Gather up all lines that carry the word "this".

* * * * * * * * *

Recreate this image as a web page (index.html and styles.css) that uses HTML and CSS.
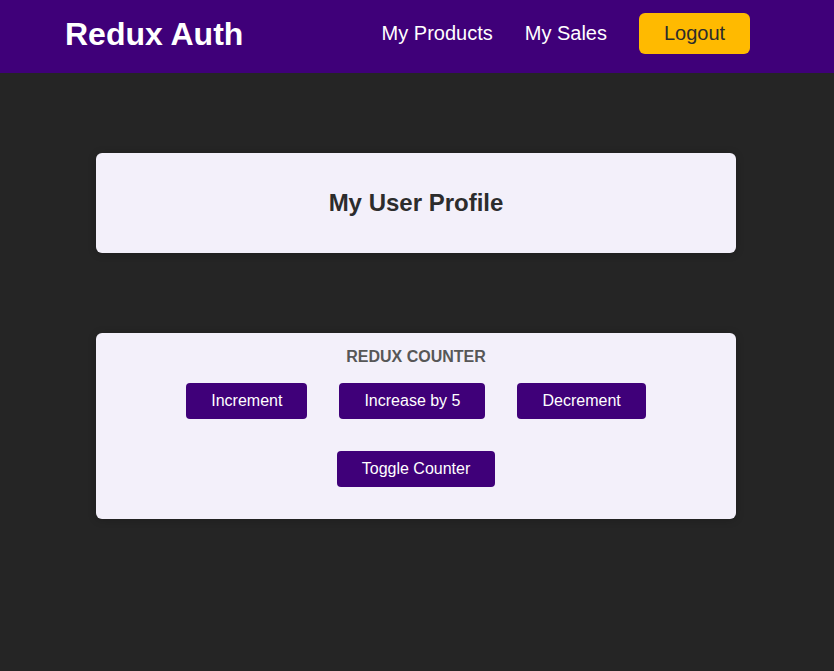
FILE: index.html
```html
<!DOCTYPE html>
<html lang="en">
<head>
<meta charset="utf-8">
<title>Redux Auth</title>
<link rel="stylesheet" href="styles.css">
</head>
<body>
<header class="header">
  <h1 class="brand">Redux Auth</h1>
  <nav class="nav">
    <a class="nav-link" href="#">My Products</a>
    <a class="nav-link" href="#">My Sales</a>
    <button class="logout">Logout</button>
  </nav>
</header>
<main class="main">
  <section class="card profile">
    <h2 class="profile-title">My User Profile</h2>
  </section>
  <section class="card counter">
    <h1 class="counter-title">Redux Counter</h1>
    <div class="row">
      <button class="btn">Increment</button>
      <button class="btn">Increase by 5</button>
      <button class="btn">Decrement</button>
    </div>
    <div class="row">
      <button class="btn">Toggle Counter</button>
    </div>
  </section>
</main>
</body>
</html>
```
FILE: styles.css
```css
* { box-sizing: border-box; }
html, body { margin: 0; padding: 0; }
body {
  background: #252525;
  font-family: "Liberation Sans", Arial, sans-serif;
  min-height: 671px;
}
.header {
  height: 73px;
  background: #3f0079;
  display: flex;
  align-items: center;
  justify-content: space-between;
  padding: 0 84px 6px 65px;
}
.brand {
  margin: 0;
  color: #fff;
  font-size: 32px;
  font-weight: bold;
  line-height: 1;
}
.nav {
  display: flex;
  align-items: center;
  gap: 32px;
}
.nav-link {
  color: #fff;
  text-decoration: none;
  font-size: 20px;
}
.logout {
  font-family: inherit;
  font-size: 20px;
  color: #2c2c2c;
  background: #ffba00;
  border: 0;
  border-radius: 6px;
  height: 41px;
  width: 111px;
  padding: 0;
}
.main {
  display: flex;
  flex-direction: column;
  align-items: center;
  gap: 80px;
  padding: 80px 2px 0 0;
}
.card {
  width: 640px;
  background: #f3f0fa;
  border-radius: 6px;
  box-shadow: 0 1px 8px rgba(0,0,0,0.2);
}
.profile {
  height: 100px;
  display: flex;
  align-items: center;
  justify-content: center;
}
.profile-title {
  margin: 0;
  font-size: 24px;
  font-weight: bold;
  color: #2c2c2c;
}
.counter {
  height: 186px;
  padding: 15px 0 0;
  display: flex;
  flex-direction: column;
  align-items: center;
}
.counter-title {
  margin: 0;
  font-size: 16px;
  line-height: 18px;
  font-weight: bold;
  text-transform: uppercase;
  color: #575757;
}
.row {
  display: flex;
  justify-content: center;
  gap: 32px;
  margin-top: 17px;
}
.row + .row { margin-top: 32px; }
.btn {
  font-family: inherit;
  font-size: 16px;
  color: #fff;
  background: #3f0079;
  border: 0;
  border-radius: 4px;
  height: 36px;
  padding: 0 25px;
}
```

* * * * * * * * *

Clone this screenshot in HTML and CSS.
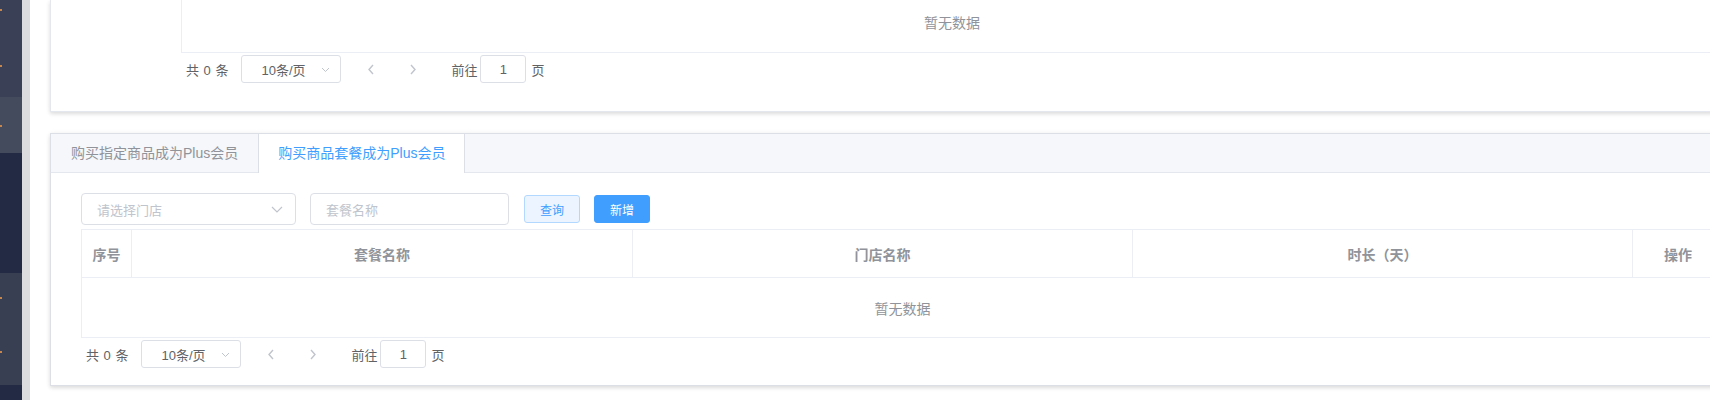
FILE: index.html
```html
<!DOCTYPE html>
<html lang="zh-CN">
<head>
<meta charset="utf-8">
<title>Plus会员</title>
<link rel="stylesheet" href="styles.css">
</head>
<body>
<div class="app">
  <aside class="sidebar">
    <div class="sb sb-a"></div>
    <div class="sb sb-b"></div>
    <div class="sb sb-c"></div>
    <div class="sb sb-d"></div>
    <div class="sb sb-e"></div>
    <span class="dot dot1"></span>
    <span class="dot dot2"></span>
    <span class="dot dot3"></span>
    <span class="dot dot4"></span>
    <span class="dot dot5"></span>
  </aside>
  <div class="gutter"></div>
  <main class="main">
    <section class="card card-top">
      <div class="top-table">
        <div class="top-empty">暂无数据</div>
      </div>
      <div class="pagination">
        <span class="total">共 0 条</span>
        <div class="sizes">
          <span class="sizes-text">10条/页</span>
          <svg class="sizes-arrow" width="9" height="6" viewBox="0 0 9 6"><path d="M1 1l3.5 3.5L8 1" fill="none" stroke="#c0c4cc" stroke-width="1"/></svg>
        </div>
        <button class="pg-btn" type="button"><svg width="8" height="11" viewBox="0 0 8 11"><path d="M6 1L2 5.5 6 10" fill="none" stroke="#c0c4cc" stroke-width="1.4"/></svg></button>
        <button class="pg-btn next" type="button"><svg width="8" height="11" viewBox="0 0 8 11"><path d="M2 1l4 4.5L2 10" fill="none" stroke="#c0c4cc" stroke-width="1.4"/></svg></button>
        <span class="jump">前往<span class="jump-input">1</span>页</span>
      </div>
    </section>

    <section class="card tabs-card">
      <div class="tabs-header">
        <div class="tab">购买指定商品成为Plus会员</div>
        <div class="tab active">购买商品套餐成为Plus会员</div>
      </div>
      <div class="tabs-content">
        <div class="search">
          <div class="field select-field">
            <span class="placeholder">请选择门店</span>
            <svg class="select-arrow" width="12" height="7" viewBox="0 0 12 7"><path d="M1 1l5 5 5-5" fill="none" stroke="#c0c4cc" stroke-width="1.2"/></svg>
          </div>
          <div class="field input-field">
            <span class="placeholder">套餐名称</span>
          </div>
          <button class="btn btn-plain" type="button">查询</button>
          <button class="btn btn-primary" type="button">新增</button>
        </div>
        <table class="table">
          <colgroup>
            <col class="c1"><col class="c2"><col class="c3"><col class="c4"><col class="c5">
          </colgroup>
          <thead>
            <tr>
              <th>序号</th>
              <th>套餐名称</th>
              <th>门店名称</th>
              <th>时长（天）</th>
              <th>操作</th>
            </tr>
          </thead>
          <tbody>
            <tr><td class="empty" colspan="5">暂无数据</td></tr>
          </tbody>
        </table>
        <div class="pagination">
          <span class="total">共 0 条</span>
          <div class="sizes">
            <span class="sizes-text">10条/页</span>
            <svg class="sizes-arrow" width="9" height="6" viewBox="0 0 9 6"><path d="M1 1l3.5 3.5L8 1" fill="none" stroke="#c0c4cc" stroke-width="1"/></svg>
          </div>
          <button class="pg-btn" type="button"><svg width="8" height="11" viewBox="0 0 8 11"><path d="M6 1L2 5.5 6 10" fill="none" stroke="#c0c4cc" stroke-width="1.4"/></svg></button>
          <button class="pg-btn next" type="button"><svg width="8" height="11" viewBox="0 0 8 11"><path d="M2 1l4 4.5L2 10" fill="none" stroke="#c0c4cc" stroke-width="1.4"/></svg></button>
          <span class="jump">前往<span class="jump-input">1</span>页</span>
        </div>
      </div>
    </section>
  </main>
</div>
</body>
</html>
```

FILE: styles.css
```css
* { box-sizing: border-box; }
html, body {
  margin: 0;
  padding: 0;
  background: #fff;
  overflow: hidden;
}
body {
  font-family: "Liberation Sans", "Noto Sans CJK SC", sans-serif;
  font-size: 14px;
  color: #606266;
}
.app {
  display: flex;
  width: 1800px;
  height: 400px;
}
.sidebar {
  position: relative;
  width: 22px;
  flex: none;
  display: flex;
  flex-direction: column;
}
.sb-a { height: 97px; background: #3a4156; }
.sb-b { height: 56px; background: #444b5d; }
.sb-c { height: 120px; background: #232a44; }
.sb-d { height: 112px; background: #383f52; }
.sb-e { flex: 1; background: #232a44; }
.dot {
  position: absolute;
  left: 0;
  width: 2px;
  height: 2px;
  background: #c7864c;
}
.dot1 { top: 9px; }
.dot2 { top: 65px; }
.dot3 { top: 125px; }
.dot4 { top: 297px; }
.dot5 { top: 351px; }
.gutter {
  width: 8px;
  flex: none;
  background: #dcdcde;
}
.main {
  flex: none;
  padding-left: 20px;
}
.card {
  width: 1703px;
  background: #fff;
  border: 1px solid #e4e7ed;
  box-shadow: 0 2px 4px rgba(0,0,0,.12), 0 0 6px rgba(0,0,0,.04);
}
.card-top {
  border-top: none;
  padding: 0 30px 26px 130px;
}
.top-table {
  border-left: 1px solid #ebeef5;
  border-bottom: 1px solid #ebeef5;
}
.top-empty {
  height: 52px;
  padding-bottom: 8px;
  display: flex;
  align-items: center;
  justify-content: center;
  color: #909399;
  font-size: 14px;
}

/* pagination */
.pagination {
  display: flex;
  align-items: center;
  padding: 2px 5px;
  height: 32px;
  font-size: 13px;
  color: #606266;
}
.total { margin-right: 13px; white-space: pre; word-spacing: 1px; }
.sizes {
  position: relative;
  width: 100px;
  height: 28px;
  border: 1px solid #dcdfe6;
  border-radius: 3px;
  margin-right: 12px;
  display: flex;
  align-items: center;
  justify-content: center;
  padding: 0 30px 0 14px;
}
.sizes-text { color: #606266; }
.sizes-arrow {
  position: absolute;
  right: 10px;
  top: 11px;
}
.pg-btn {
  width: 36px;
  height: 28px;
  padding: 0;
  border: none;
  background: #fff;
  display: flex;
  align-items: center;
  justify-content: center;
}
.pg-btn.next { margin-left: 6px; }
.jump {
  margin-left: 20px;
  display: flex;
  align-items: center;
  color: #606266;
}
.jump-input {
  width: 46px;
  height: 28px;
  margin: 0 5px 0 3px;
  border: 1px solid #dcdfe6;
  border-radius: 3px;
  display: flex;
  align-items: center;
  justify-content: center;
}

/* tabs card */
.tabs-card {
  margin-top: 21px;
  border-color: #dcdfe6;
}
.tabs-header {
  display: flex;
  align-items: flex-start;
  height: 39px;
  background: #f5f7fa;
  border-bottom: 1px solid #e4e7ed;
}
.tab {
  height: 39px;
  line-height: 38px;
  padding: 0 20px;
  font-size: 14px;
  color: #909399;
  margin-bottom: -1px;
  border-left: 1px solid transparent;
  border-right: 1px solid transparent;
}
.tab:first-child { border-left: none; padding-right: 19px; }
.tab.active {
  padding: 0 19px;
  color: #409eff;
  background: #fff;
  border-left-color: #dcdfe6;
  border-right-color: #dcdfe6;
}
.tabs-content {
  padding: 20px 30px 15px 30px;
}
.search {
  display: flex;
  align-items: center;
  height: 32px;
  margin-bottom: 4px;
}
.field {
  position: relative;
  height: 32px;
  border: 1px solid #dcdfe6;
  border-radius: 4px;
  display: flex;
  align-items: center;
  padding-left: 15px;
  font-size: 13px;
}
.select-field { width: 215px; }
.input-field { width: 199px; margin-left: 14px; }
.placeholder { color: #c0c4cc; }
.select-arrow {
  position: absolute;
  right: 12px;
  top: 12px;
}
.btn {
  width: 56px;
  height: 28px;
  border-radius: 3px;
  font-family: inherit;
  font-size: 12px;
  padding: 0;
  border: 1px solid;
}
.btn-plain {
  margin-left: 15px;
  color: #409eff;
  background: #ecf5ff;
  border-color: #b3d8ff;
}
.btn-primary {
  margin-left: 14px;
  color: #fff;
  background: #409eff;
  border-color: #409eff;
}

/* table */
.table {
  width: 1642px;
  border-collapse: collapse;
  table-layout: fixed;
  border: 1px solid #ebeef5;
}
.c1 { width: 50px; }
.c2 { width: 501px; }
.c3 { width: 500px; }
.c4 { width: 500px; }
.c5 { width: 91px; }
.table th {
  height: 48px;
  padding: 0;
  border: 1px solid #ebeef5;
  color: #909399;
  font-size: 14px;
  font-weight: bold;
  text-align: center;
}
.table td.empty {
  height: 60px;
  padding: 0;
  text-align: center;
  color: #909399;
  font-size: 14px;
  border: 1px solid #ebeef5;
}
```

* * * * * * * * *

Solution to the exercise:
Recreate this image as a web page (index.html and styles.css) that uses HTML and CSS.
Clone this screenshot in HTML and CSS.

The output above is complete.